We do it day by day and it works perfectly with pca954x from 2.6.32 to 
3.14.27
So if there are problems they must have been invented lately.
Pantelis Antoniou Jan. 14, 2015, 2:12 p.m. UTC | #5
Hi Michael,

> On Jan 14, 2015, at 16:06 , Michael Lawnick <ml.lawnick@gmx.de> wrote:
> 
> Am 14.01.2015 um 14:54 schrieb Pantelis Antoniou:
>> Hi Jean,
>> 
>>> On Jan 14, 2015, at 15:49 , Jean Delvare <jdelvare@suse.de> wrote:
> ...
>>> That being said, nobody complained about this in 11 years, so I would
>>> be surprised if it was plain wrong.

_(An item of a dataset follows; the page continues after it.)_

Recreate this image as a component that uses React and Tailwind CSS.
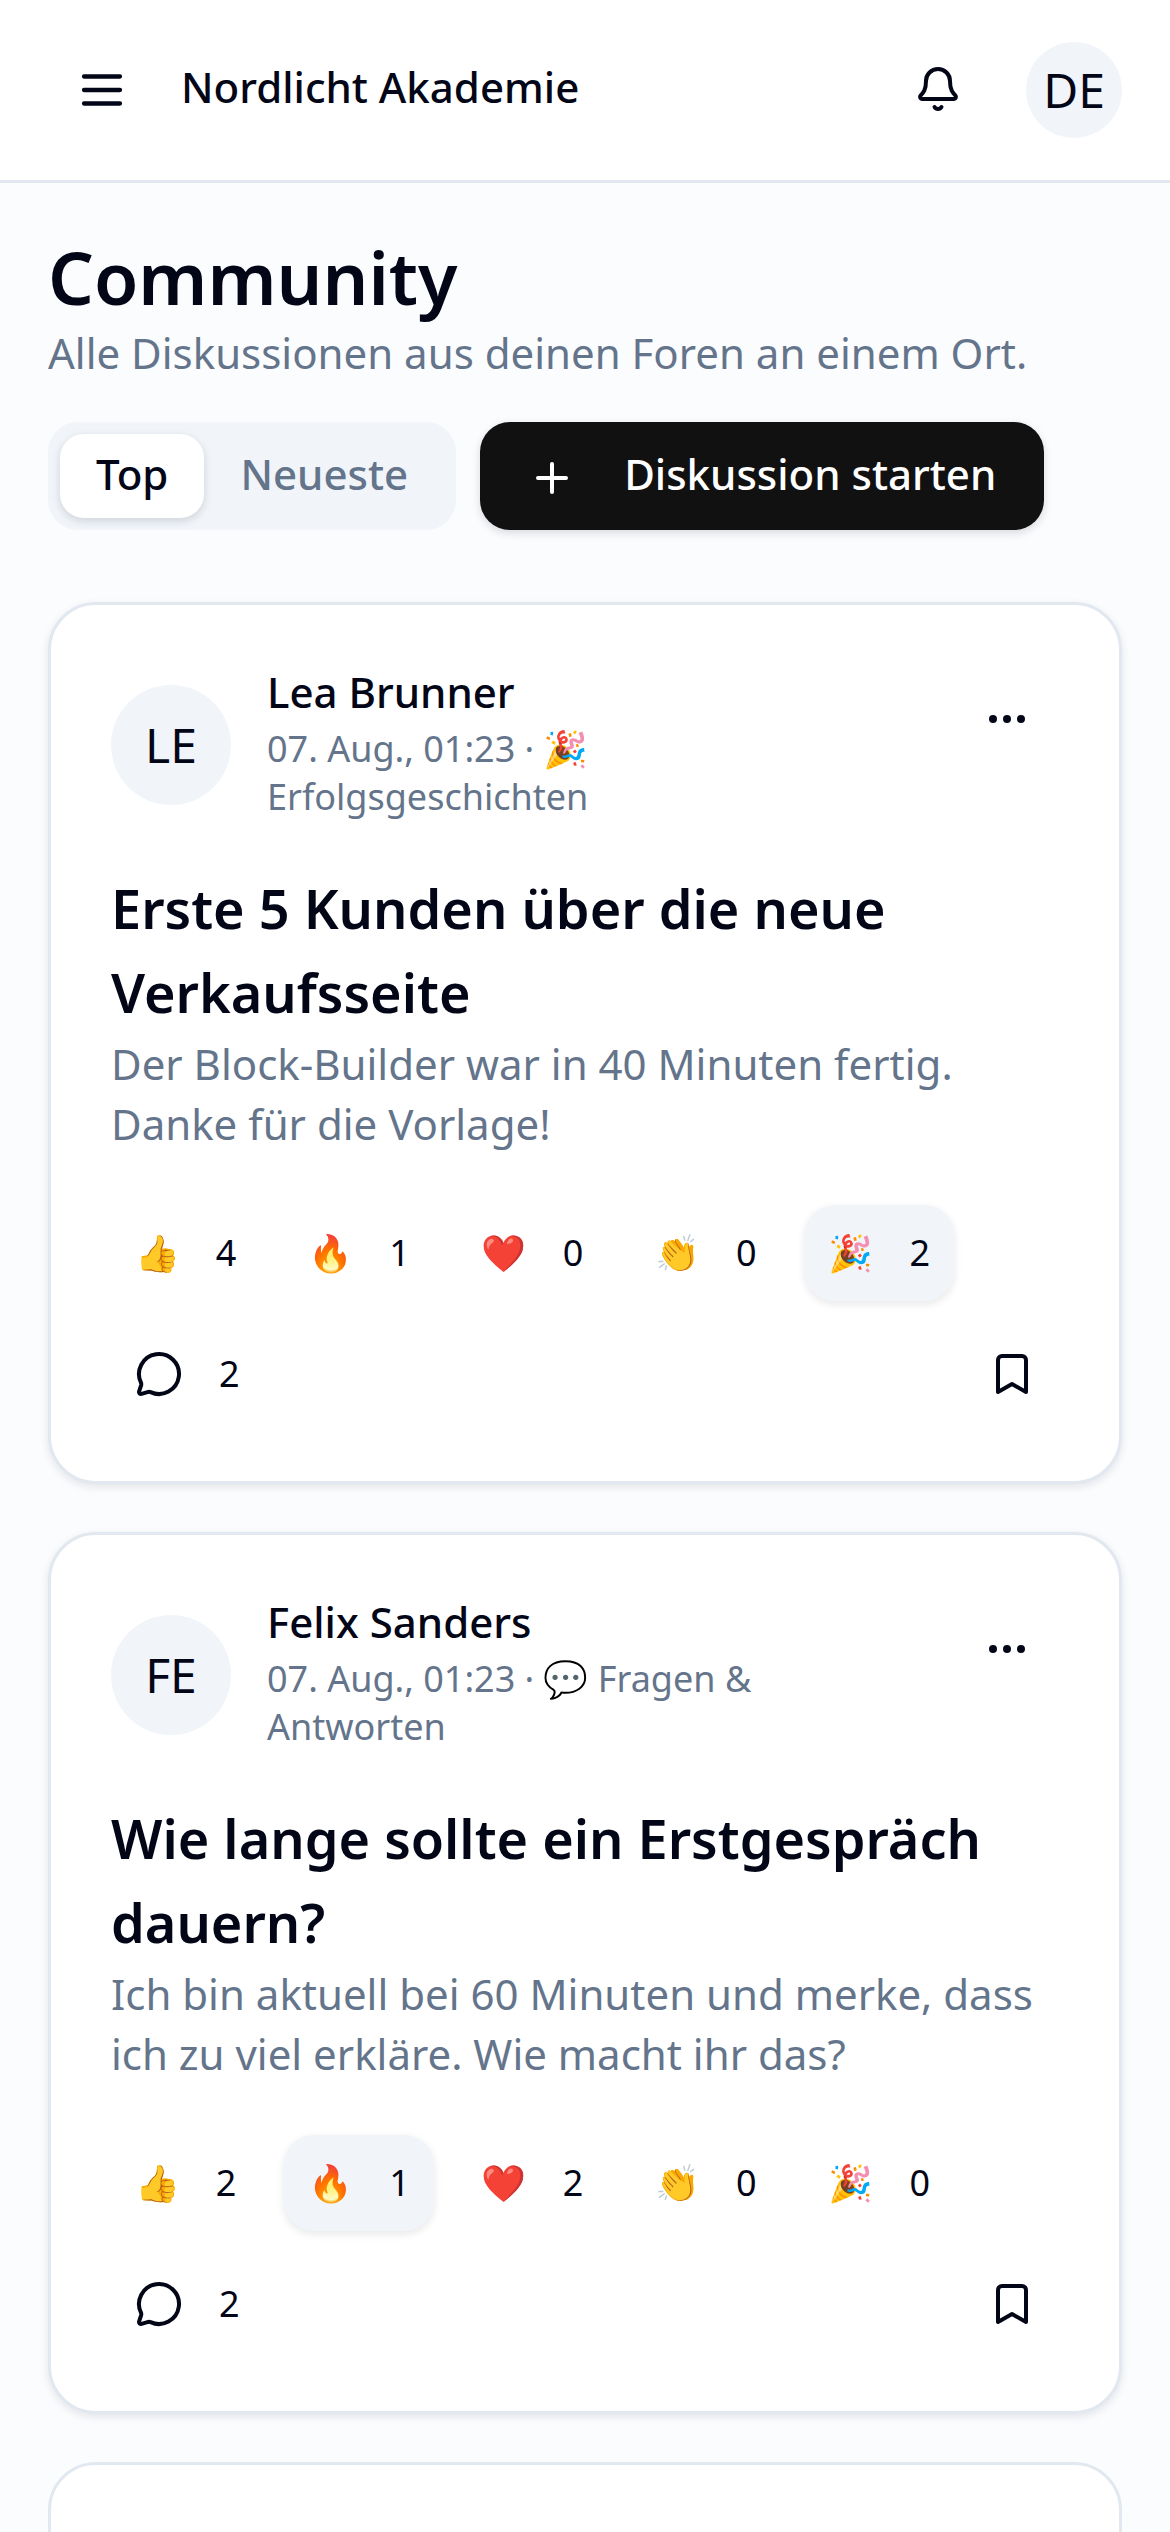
import React from "react";
import { Bell, Plus, Ellipsis, MessageCircle, Bookmark } from "lucide-react";

const posts = [
  {
    initials: "LE",
    name: "Lea Brunner",
    meta: "07. Aug., 01:23 · 🎉 Erfolgsgeschichten",
    title: "Erste 5 Kunden über die neue Verkaufsseite",
    body: "Der Block-Builder war in 40 Minuten fertig. Danke für die Vorlage!",
    reactions: [["👍", 4], ["🔥", 1], ["❤️", 0], ["👏", 0], ["🎉", 2, true]],
    comments: 2,
  },
  {
    initials: "FE",
    name: "Felix Sanders",
    meta: "07. Aug., 01:23 · 💬 Fragen & Antworten",
    title: "Wie lange sollte ein Erstgespräch dauern?",
    body: "Ich bin aktuell bei 60 Minuten und merke, dass ich zu viel erkläre. Wie macht ihr das?",
    reactions: [["👍", 2], ["🔥", 1, true], ["❤️", 2], ["👏", 0], ["🎉", 0]],
    comments: 2,
  },
];

const PostCard = ({ post }) => (
  <div className="bg-white border-[3px] border-[#e2e8f0] rounded-[48px] shadow-[0_3px_9px_rgba(15,23,42,0.1)] p-[60px] h-[882px] shrink-0">
    {/* Kopf */}
    <div className="flex items-center gap-[36px] h-[159px]">
      <div className="w-[120px] h-[120px] shrink-0 rounded-full bg-[#f1f5f9] flex items-center justify-center text-[48px]">
        {post.initials}
      </div>
      <div className="flex-1 min-w-0 pr-[120px] -mt-[6px]">
        <div className="text-[42px] leading-[60px] mb-[3px] font-medium">{post.name}</div>
        <div className="text-[36px] leading-[48px] text-[#64748b]">{post.meta}</div>
      </div>
      <button className="self-start mt-[12px] w-[84px] h-[84px] flex items-center justify-center mr-[10px]">
        <Ellipsis className="w-[48px] h-[48px]" />
      </button>
    </div>

    {/* Inhalt */}
    <h2 className="mt-[42px] text-[54px] leading-[84px] font-semibold">{post.title}</h2>
    <p className="text-[42px] leading-[60px] text-[#64748b]">{post.body}</p>

    {/* Reaktionen */}
    <div className="mt-[51px] flex gap-[24px]">
      {post.reactions.map(([emoji, count, active]) => (
        <button
          key={emoji}
          className={`h-[96px] px-[24px] rounded-[30px] flex items-center gap-[36px] text-[36px] ${
            active ? "bg-[#f1f5f9] shadow-[0_3px_9px_rgba(15,23,42,0.1)]" : ""
          }`}
        >
          <span>{emoji}</span>
          <span>{count}</span>
        </button>
      ))}
    </div>

    {/* Aktionen */}
    <div className="mt-[46px] flex items-center justify-between">
      <div className="flex items-center gap-[36px] pl-[24px] text-[36px]">
        <MessageCircle className="w-[48px] h-[48px]" />
        <span>{post.comments}</span>
      </div>
      <Bookmark className="w-[48px] h-[48px] mr-[23px]" />
    </div>
  </div>
);

export default function App() {
  return (
    <div className="h-[2532px] overflow-hidden bg-[#fbfcfe] text-[#020617] font-['Noto_Sans','Noto_Color_Emoji',sans-serif]">
      {/* Kopfzeile */}
      <header className="h-[183px] bg-white border-b-[3px] border-[#e2e8f0] flex items-center pl-[75px] pr-[48px]">
        <svg className="w-[54px] h-[54px] shrink-0" viewBox="0 0 24 24" fill="none" stroke="currentColor" strokeWidth="1.9" strokeLinecap="round">
          <path d="M4 6h16M4 12h16M4 18h16" />
        </svg>
        <div className="ml-[52px] text-[42px] font-medium flex-1 -mt-[7px]">Nordlicht Akademie</div>
        <Bell className="w-[48px] h-[48px] mr-[64px] -mt-[2px]" />
        <div className="w-[96px] h-[96px] rounded-full bg-[#f1f5f9] flex items-center justify-center text-[48px]">DE</div>
      </header>

      <main className="px-[48px] pt-[52px] flex flex-col">
        <h1 className="text-[72px] leading-[84px] font-semibold mb-[4px]">Community</h1>
        <p className="text-[42px] leading-[60px] text-[#64748b]">Alle Diskussionen aus deinen Foren an einem Ort.</p>

        <div className="mt-[39px] flex gap-[24px]">
          <div className="bg-[#f1f5f9] rounded-[30px] p-[12px] h-[108px] flex items-center">
            <button className="h-[84px] px-[36px] pb-[6px] rounded-[24px] bg-white shadow-[0_3px_9px_rgba(15,23,42,0.15)] text-[42px] font-medium">Top</button>
            <button className="h-[84px] px-[36px] pb-[6px] text-[42px] font-medium text-[#64748b]">Neueste</button>
          </div>
          <button className="h-[108px] px-[48px] rounded-[30px] bg-[#111111] text-white text-[42px] font-medium flex items-center gap-[48px] shadow-[0_3px_9px_rgba(15,23,42,0.15)]">
            <Plus className="w-[48px] h-[48px] mt-[3px]" />
            <span className="-mt-[6px]">Diskussion starten</span>
          </button>
        </div>

        <div className="mt-[72px] flex flex-col gap-[48px]">
          {posts.map((p) => (
            <PostCard key={p.name} post={p} />
          ))}
          <div className="bg-white border-[3px] border-[#e2e8f0] rounded-[48px] h-[400px] shrink-0" />
        </div>
      </main>
    </div>
  );
}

I'd rather question the test code.
>>> Where is it?
>>> 
>> 
>> No-one has apparently tested removing an i2c mux device on a running system
>> before.
> 
> We do it day by day and it works perfectly with pca954x from 2.6.32 to 3.14.27
> So if there are problems they must have been invented lately.

I had a report that someone had the same problem with overlays containing a pca mux,
let me see if I can find the person that sent it and get him to supply more info.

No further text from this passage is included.